CAQ Issues SEC Regulations Committee Highlights

SEC staff discusses current financial reporting matters at the September 2012 meeting

Summary

The Center for Audit Quality (CAQ) recently issued highlights of the joint meeting on September 25 between its SEC Regulations Committee (the Committee) and the SEC staff. This bulletin summarizes a variety of topics addressed at that meeting, including disclosures related to fair value measurements and the Iran Threat Reduction and Syria Human Rights Act, draft registration statements confidentially submitted for review by emerging growth companies, and comments related to certain practice issues with the contractual obligations table presentation. This bulletin also includes interpretation and implementation issues related to certain recent SEC releases.

The Committee meets periodically with the SEC staff to discuss emerging financial reporting issues relating to SEC rules and regulations. The highlights of joint meetings between the Committee and the SEC staff only summarize matters discussed and do not represent official positions of the AICPA or the CAQ, nor are they authoritative positions or interpretations issued by the SEC or its staff. The CAQ does not update or delete meeting highlights for subsequent positions taken by the SEC staff or for the issuance of subsequent highlights or authoritative accounting or auditing literature that supersedes the matters previously discussed.

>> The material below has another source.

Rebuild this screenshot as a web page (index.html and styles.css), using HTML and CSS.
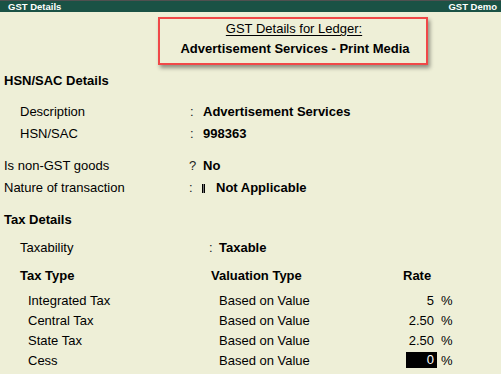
FILE: index.html
```html
<!DOCTYPE html>
<html>
<head>
<meta charset="utf-8">
<link rel="stylesheet" href="styles.css">
</head>
<body>
<div class="app">
  <div class="topbar">
    <span>GST Details</span>
    <span>GST Demo</span>
  </div>

  <div class="title-box">
    <div class="t1"><span class="ul">GST Details for Ledger:</span></div>
    <div class="t2">Advertisement Services - Print Media</div>
  </div>

  <div class="heading h-hsn">HSN/SAC Details</div>
  <div class="row r22 ind">
    <span class="lbl w170">Description</span><span class="sep w13">:</span><span class="val">Advertisement Services</span>
  </div>
  <div class="row r22 ind">
    <span class="lbl w170">HSN/SAC</span><span class="sep w13">:</span><span class="val">998363</span>
  </div>
  <div class="row r22 top-gap">
    <span class="lbl w185">Is non-GST goods</span><span class="sep w14">?</span><span class="val">No</span>
  </div>
  <div class="row r22">
    <span class="lbl w185">Nature of transaction</span><span class="sep w13">:</span><span class="val"><span class="glyph"></span>Not Applicable</span>
  </div>

  <div class="heading h-tax">Tax Details</div>
  <div class="row r22 ind taxab">
    <span class="lbl w189">Taxability</span><span class="sep w10">:</span><span class="val">Taxable</span>
  </div>

  <div class="tax-table">
    <div class="th c1">Tax Type</div>
    <div class="th c2">Valuation Type</div>
    <div class="th c3">Rate</div>
    <div class="th c4"></div>

    <div class="td c1">Integrated Tax</div>
    <div class="td c2">Based on Value</div>
    <div class="td c3"><span class="rate">5</span></div>
    <div class="td c4">%</div>

    <div class="td c1">Central Tax</div>
    <div class="td c2">Based on Value</div>
    <div class="td c3"><span class="rate">2.50</span></div>
    <div class="td c4">%</div>

    <div class="td c1">State Tax</div>
    <div class="td c2">Based on Value</div>
    <div class="td c3"><span class="rate">2.50</span></div>
    <div class="td c4">%</div>

    <div class="td c1">Cess</div>
    <div class="td c2">Based on Value</div>
    <div class="td c3"><span class="rate active">0</span></div>
    <div class="td c4">%</div>
  </div>
</div>
</body>
</html>
```

FILE: styles.css
```css
html, body {
  margin: 0;
  padding: 0;
}
body {
  background: #eeefd7;
  font-family: "Liberation Sans", Arial, sans-serif;
  font-size: 13px;
  color: #000;
  width: 501px;
  height: 374px;
  overflow: hidden;
}
.app {
  display: flex;
  flex-direction: column;
}
.topbar {
  display: flex;
  justify-content: space-between;
  height: 11px;
  line-height: 11px;
  border-top: 1px solid #505050;
  background: #1a5245;
  color: #fff;
  font-weight: bold;
  font-size: 9.5px;
  padding: 0 4px 0 8px;
}
.title-box {
  align-self: flex-start;
  margin: 5px 0 0 158px;
  width: 266px;
  height: 43px;
  border: 2px solid #f04848;
  box-shadow: 2px 3px 4px rgba(0, 0, 0, 0.4);
  display: flex;
  flex-direction: column;
  align-items: center;
  padding-top: 1px;
  box-sizing: content-box;
}
.t1 {
  line-height: 17px;
  height: 17px;
  padding-left: 2px;
}
.ul {
  text-decoration: underline;
  text-underline-offset: 2px;
}
.t2 {
  margin-top: 3px;
  line-height: 17px;
  font-weight: bold;
  padding-left: 4px;
}
.heading {
  font-weight: bold;
  line-height: 22px;
  padding-left: 4px;
}
.h-hsn {
  margin-top: 5px;
  margin-bottom: 9px;
}
.h-tax {
  margin-top: 10px;
  margin-bottom: 6px;
}
.row {
  display: flex;
  padding-left: 4px;
}
.r22 {
  line-height: 22px;
  height: 22px;
}
.row.ind {
  padding-left: 20px;
}
.top-gap {
  margin-top: 10px;
}
.w170 { width: 170px; }
.w185 { width: 185px; }
.w189 { width: 189px; }
.w13 { width: 13px; }
.w14 { width: 14px; }
.w10 { width: 10px; }
.sep {
  flex: none;
  color: #222;
}
.lbl {
  flex: none;
}
.val {
  font-weight: bold;
}
.glyph {
  display: inline-block;
  width: 1px;
  height: 9px;
  border-left: 1.5px solid #000;
  border-right: 1.5px solid #000;
  background: #777;
  margin: 0 11px 0 0;
  vertical-align: -1px;
}
.tax-table {
  margin-top: 6px;
  padding-left: 20px;
  display: grid;
  grid-template-columns: 191px 192px 34px 30px;
  grid-template-rows: 26px;
  grid-auto-rows: 20px;
  line-height: 20px;
}
.th {
  font-weight: bold;
  height: 22px;
  line-height: 22px;
  align-self: start;
}
.td.c1, .td.c2 {
  padding-left: 8px;
}
.td.c3 {
  text-align: right;
}
.rate {
  display: inline-block;
  padding-right: 3px;
}
.rate.active {
  background: #000;
  color: #fff;
  width: 28px;
  height: 16px;
  line-height: 16px;
  margin-top: 1px;
  vertical-align: top;
  box-sizing: content-box;
}
.td.c4 {
  padding-left: 4px;
}
```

  1. Current financial reporting matters

    Fair value disclosures

    The SEC staff shared observations related to fair value disclosures resulting from their reviews of recent filings. These observations were categorized into three general areas related to the application of Accounting Standards Update (ASU) 2011-04, Amendments to Achieve Common Fair Value Measurement and Disclosure Requirements in U.S. GAAP and IFRSs.

    Iran Threat Reduction and Syria Human Rights Act

    The SEC staff discussed the Iran Threat Reduction and Syria Human Rights Act of 2012 (the Act), which was signed into law on August 10, 2012. The law was self-executing, meaning that no additional rulemaking is required for the disclosure requirements to be effective. The Act expands the types of transactions and other activities with Iran and Syria that are subject to sanctions and holds U.S. entities liable if their foreign subsidiaries undertake these transactions and activities.

    The Act adds new Section 13(r) to the Securities Exchange Act of 1934 (Exchange Act), requiring reporting companies to provide...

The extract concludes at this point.